- [Listing]
────
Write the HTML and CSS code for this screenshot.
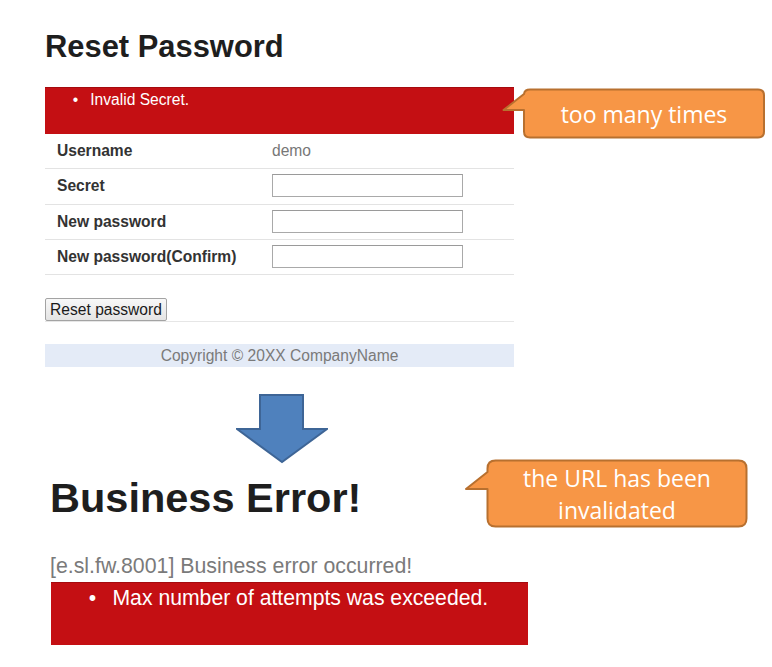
────
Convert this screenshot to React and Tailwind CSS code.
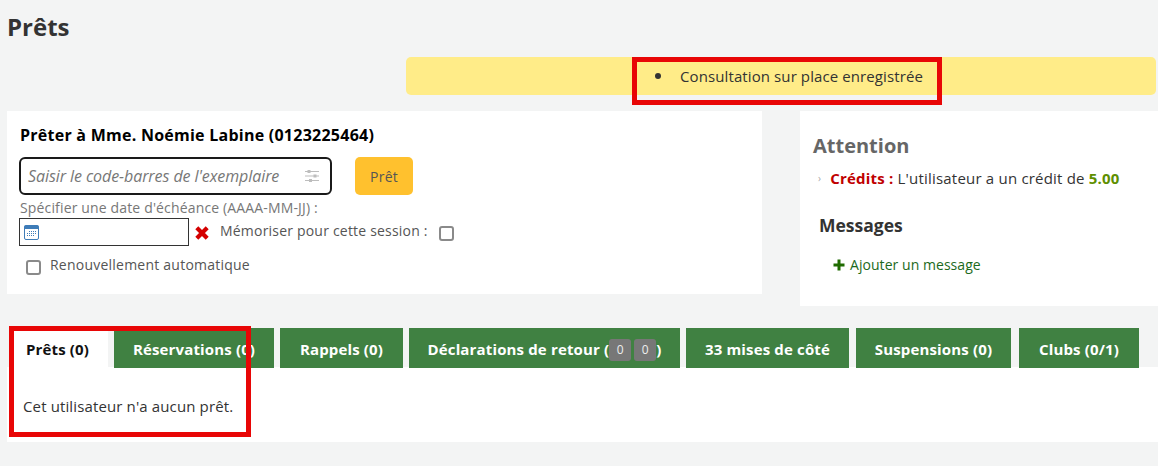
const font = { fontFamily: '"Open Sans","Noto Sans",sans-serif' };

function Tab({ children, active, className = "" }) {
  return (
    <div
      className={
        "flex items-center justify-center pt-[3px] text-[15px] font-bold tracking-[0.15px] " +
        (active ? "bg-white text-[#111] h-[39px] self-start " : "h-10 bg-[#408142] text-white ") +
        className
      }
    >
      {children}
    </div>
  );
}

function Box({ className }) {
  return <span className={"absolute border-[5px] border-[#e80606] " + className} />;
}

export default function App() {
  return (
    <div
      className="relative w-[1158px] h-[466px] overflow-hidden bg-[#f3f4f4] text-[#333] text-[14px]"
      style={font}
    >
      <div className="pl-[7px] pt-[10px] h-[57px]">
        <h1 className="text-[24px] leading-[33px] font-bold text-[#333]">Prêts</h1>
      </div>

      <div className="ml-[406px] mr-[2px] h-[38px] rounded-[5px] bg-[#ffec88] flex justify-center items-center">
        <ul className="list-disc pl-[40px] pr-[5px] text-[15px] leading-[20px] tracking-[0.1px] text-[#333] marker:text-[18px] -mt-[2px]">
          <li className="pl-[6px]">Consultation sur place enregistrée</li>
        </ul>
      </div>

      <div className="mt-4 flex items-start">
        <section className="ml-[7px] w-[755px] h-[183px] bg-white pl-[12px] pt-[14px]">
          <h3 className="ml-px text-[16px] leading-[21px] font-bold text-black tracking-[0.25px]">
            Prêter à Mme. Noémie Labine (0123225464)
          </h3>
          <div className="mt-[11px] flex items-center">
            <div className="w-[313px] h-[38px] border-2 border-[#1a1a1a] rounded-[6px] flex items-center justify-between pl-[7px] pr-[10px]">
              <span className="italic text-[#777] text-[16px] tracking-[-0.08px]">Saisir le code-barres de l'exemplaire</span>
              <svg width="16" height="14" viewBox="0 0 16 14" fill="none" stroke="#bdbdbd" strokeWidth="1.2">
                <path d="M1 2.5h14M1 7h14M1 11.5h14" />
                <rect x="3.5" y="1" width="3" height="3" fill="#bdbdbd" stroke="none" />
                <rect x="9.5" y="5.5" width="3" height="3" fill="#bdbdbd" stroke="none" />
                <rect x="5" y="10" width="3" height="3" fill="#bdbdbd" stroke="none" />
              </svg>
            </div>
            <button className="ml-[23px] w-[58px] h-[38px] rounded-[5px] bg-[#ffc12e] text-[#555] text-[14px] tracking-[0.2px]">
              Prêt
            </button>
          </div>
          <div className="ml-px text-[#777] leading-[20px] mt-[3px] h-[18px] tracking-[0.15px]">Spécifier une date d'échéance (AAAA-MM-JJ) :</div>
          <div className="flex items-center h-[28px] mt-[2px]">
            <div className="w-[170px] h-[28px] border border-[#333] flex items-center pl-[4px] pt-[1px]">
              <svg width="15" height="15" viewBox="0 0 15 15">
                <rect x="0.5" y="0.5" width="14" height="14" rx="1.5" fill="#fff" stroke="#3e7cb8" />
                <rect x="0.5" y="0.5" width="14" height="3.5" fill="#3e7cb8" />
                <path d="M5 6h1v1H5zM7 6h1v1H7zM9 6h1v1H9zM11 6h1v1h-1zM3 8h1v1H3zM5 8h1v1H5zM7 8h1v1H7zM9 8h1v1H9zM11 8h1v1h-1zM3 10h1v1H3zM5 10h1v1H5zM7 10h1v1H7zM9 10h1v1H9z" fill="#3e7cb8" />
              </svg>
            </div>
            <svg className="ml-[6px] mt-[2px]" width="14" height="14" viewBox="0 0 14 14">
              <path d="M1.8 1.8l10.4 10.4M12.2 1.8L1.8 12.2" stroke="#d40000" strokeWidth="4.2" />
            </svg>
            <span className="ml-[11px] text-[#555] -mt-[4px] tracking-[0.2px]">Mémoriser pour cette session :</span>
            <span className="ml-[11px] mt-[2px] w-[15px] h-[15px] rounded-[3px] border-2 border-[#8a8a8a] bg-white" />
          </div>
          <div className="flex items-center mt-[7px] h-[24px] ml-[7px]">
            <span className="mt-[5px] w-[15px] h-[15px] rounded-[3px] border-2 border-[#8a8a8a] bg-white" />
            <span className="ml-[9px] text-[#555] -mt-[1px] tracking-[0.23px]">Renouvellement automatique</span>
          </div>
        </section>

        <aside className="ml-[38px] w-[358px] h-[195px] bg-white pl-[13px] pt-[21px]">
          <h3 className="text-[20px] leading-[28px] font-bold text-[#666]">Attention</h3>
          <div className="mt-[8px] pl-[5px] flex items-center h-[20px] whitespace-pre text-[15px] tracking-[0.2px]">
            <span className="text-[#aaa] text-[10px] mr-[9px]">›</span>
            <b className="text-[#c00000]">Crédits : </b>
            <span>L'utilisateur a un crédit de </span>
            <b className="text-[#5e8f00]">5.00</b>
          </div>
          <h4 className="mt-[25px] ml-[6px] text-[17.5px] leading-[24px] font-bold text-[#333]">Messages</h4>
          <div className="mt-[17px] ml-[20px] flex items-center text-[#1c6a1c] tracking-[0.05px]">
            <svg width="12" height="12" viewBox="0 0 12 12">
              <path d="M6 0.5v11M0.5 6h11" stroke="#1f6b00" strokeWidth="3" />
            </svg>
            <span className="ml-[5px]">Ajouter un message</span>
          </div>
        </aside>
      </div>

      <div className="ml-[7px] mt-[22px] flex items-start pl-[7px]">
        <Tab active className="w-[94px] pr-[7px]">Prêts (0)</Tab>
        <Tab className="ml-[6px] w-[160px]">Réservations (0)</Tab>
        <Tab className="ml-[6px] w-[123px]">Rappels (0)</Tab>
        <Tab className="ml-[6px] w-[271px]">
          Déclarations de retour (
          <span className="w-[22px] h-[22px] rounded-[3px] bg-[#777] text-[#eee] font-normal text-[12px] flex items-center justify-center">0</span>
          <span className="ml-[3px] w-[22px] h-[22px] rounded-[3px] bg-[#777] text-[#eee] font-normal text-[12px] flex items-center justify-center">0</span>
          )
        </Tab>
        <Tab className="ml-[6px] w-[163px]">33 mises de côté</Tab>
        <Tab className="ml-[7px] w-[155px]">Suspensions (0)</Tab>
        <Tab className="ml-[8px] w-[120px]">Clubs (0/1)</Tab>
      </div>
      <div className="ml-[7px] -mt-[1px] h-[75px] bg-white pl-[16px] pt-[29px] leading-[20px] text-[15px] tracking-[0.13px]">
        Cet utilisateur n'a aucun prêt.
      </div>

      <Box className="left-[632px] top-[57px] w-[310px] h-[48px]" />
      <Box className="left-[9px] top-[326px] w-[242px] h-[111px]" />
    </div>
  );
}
────
Take every line above carrying "this" and return it.

- [Finished exercise]
Write the HTML and CSS code for this screenshot.
Convert this screenshot to React and Tailwind CSS code.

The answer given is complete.